DATA SHOWN:
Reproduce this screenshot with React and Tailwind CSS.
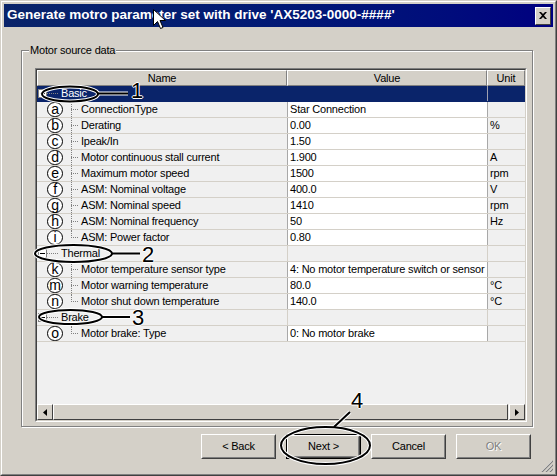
import React from 'react';

const rows = [
  { group: true, name: 'Basic', selected: true },
  { letter: 'a', name: 'ConnectionType', value: 'Star Connection', unit: '' },
  { letter: 'b', name: 'Derating', value: '0.00', unit: '%' },
  { letter: 'c', name: 'Ipeak/In', value: '1.50', unit: '' },
  { letter: 'd', name: 'Motor continuous stall current', value: '1.900', unit: 'A' },
  { letter: 'e', name: 'Maximum motor speed', value: '1500', unit: 'rpm' },
  { letter: 'f', name: 'ASM: Nominal voltage', value: '400.0', unit: 'V' },
  { letter: 'g', name: 'ASM: Nominal speed', value: '1410', unit: 'rpm' },
  { letter: 'h', name: 'ASM: Nominal frequency', value: '50', unit: 'Hz' },
  { letter: 'i', name: 'ASM: Power factor', value: '0.80', unit: '', last: true },
  { group: true, name: 'Thermal' },
  { letter: 'k', name: 'Motor temperature sensor type', value: '4: No motor temperature switch or sensor', unit: '' },
  { letter: 'm', name: 'Motor warning temperature', value: '80.0', unit: '°C' },
  { letter: 'n', name: 'Motor shut down temperature', value: '140.0', unit: '°C', last: true },
  { group: true, name: 'Brake' },
  { letter: 'o', name: 'Motor brake: Type', value: '0: No motor brake', unit: '', last: true },
];

const GroupRow = ({ row }) => {
  const sel = row.selected;
  return (
    <div className={`flex h-[16px] border-b ${sel ? 'bg-[#0a246a] border-[#0a246a] text-white' : 'bg-[#f0f0f0] border-[#d4d0c8]'}`}>
      <div className="w-[250px] flex items-center pl-[1px]">
        <div className="w-[9px] h-[9px] border border-[#808080] bg-white flex items-center justify-center">
          <div className="w-[5px] h-[1px] bg-black" />
        </div>
        <div className="w-[12px] h-full relative">
          <div className="absolute left-0 right-[1px] top-[7px] border-t border-dotted border-[#808080]" />
        </div>
        <span className="px-[2px] leading-[15px]">{row.name}</span>
      </div>
      <div className={`w-[200px] border-l ${sel ? 'border-[#0a246a]' : 'border-[#d4d0c8]'}`} />
      <div className={`flex-1 border-l ${sel ? 'border-[#a0a0b0]' : 'border-[#d4d0c8]'}`} />
    </div>
  );
};

const ItemRow = ({ row }) => (
  <div className="flex h-[16px] border-b border-[#d4d0c8] bg-[#f0f0f0]">
    <div className="w-[250px] flex items-center">
      <div className="w-[10px]" />
      <div className="w-[16px] h-[15px] rounded-full border-[1.5px] border-black bg-white flex items-center justify-center text-[14px] leading-none pb-[2px] text-black">
        {row.letter}
      </div>
      <div className="w-[17px] h-full relative">
        <div className={`absolute left-[8px] top-0 border-l border-dotted border-[#808080] ${row.last ? 'h-[8px]' : 'h-[15px]'}`} />
        <div className="absolute left-[8px] w-[7px] top-[7px] border-t border-dotted border-[#808080]" />
      </div>
      <span className="pl-[1px] leading-[15px] whitespace-nowrap">{row.name}</span>
    </div>
    <div className="w-[200px] border-l border-[#a8a8a8] bg-white pl-[2px] leading-[15px] whitespace-nowrap overflow-hidden">{row.value}</div>
    <div className="flex-1 border-l border-[#a8a8a8] pl-[2px] leading-[15px]">{row.unit}</div>
  </div>
);

const HeaderCell = ({ children, className }) => (
  <div className={`h-full flex items-center justify-center border-t border-l border-white border-r border-b border-r-[#808080] border-b-[#808080] bg-[#d4d0c8] ${className}`}>
    {children}
  </div>
);

const Btn = ({ children, def, disabled }) => (
  <div className={`w-[75px] h-[25px] ${def ? 'border border-black' : ''}`}>
    <div className="w-full h-full border border-t-white border-l-white border-r-[#404040] border-b-[#404040]">
      <div className={`w-full h-full border border-t-[#d4d0c8] border-l-[#d4d0c8] border-r-[#808080] border-b-[#808080] flex items-center justify-center ${disabled ? 'text-[#808080] [text-shadow:1px_1px_0_#fff]' : 'text-black'}`}>
        {children}
      </div>
    </div>
  </div>
);

const Num = ({ n, x, y }) => (
  <div
    className="absolute text-[22px] leading-none text-black [text-shadow:1px_0_0_#fff,-1px_0_0_#fff,0_1px_0_#fff,0_-1px_0_#fff]"
    style={{ left: x, top: y }}
  >
    {n}
  </div>
);

export default function App() {
  return (
    <div
      className="relative w-[557px] h-[476px] bg-[#d4d0c8] border border-t-[#d4d0c8] border-l-[#d4d0c8] border-r-[#404040] border-b-[#404040] text-[11px] tracking-[-0.2px] text-black overflow-hidden"
      style={{ fontFamily: '"Liberation Sans", Arial, sans-serif' }}
    >
      <div className="h-full border border-t-white border-l-white border-r-[#808080] border-b-[#808080] p-[2px] flex flex-col">
        {/* title bar */}
        <div className="h-[23px] flex items-center bg-gradient-to-r from-[#0a246a] to-[#000080] pr-[2px]">
          <span className="pl-[3px] text-white font-bold text-[13.5px] tracking-normal whitespace-nowrap">
            Generate motro parameter set with drive 'AX5203-0000-####'
          </span>
          <div className="ml-auto w-[16px] h-[18px] border border-t-white border-l-white border-r-[#404040] border-b-[#404040] bg-[#d4d0c8] flex items-center justify-center">
            <svg width="8" height="7" viewBox="0 0 8 7">
              <path d="M0 0h2l2 2 2-2h2L5 3.5 8 7H6L4 5 2 7H0l3-3.5z" fill="#000" />
            </svg>
          </div>
        </div>

        {/* group box */}
        <div className="relative mt-[23px] ml-[17px] mr-[20px] border border-[#808080] shadow-[inset_1px_1px_0_#fff,1px_1px_0_#fff] pt-[17px] pl-[13px] pr-[5px] pb-[4px]">
          <span className="absolute left-[7px] top-[-8px] px-[1px] bg-[#d4d0c8] leading-[14px]">Motor source data</span>

          <div className="h-[354px] border border-t-[#808080] border-l-[#808080] border-r-white border-b-white">
            <div className="h-full border border-t-[#404040] border-l-[#404040] border-r-[#d4d0c8] border-b-[#d4d0c8] bg-[#f0f0f0] flex flex-col">
              <div className="flex h-[16px]">
                <HeaderCell className="w-[250px]">Name</HeaderCell>
                <HeaderCell className="w-[200px]">Value</HeaderCell>
                <HeaderCell className="flex-1">Unit</HeaderCell>
              </div>
              {rows.map((r, i) => (r.group ? <GroupRow key={i} row={r} /> : <ItemRow key={i} row={r} />))}
              <div className="flex-1" />
              {/* horizontal scrollbar */}
              <div className="h-[16px] flex bg-[#ebe9e4]">
                <div className="w-[16px] h-full border border-t-white border-l-white border-r-[#404040] border-b-[#404040] bg-[#d4d0c8] flex items-center justify-center">
                  <svg width="4" height="7" viewBox="0 0 4 7"><path d="M4 0v7L0 3.5z" fill="#000" /></svg>
                </div>
                <div className="w-[455px] h-full border border-t-white border-l-white border-r-[#404040] border-b-[#404040] bg-[#d4d0c8]" />
                <div className="flex-1" />
                <div className="w-[16px] h-full border border-t-white border-l-white border-r-[#404040] border-b-[#404040] bg-[#d4d0c8] flex items-center justify-center">
                  <svg width="4" height="7" viewBox="0 0 4 7"><path d="M0 0v7l4-3.5z" fill="#000" /></svg>
                </div>
              </div>
            </div>
          </div>
        </div>

        {/* buttons */}
        <div className="mt-[7px] flex justify-end gap-[10px] pr-[22px]">
          <Btn>&lt; Back</Btn>
          <Btn def>Next &gt;</Btn>
          <Btn>Cancel</Btn>
          <Btn disabled>OK</Btn>
        </div>
      </div>

      {/* resize grip */}
      <svg className="absolute right-[3px] bottom-[3px]" width="12" height="12" viewBox="0 0 12 12">
        <path d="M11 1L1 11M11 5L5 11M11 9L9 11" stroke="#fff" strokeWidth="1" />
        <path d="M12 1L1 12M12 5L5 12M12 9L9 12" stroke="#808080" strokeWidth="1.2" />
      </svg>

      {/* annotations */}
      <svg className="absolute left-[-1px] top-[-1px] pointer-events-none" width="557" height="476" viewBox="0 0 557 476">
        <g fill="none" stroke="#fff" strokeWidth="4">
          <ellipse cx="70" cy="94" rx="28" ry="7.5" />
          <line x1="98" y1="93.5" x2="128" y2="93.5" />
          <ellipse cx="73.5" cy="253.5" rx="38.5" ry="8.5" />
          <line x1="112" y1="253.5" x2="140" y2="253.5" />
          <ellipse cx="70.5" cy="317" rx="31.5" ry="7" />
          <line x1="102" y1="317" x2="130" y2="317" />
          <ellipse cx="325.5" cy="445.5" rx="44.5" ry="18.5" />
          <line x1="334" y1="427" x2="350" y2="412" />
        </g>
        <g fill="none" stroke="#000" strokeWidth="2">
          <ellipse cx="70" cy="94" rx="28" ry="7.5" />
          <line x1="98" y1="93.5" x2="128" y2="93.5" />
          <ellipse cx="73.5" cy="253.5" rx="38.5" ry="8.5" />
          <line x1="112" y1="253.5" x2="140" y2="253.5" />
          <ellipse cx="70.5" cy="317" rx="31.5" ry="7" />
          <line x1="102" y1="317" x2="130" y2="317" />
          <ellipse cx="325.5" cy="445.5" rx="44.5" ry="18.5" />
          <line x1="334" y1="427" x2="350" y2="412" />
        </g>
      </svg>
      <Num n="1" x={130} y={79} />
      <Num n="2" x={141} y={243} />
      <Num n="3" x={131} y={306} />
      <Num n="4" x={350} y={389} />

      {/* mouse cursor */}
      <svg className="absolute left-[152px] top-[8px]" width="13" height="21" viewBox="0 0 13 21">
        <path d="M0.5 0.5V16.5L4.5 12.5L7.5 19.5L10 18.5L7 11.5H12.5Z" fill="#fff" stroke="#000" strokeWidth="1" strokeLinejoin="miter" />
      </svg>
    </div>
  );
}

REQUEST: Search the material above for "React". Pull out each line where it shows up.

TASK RESULT:
Reproduce this screenshot with React and Tailwind CSS.
import React from 'react';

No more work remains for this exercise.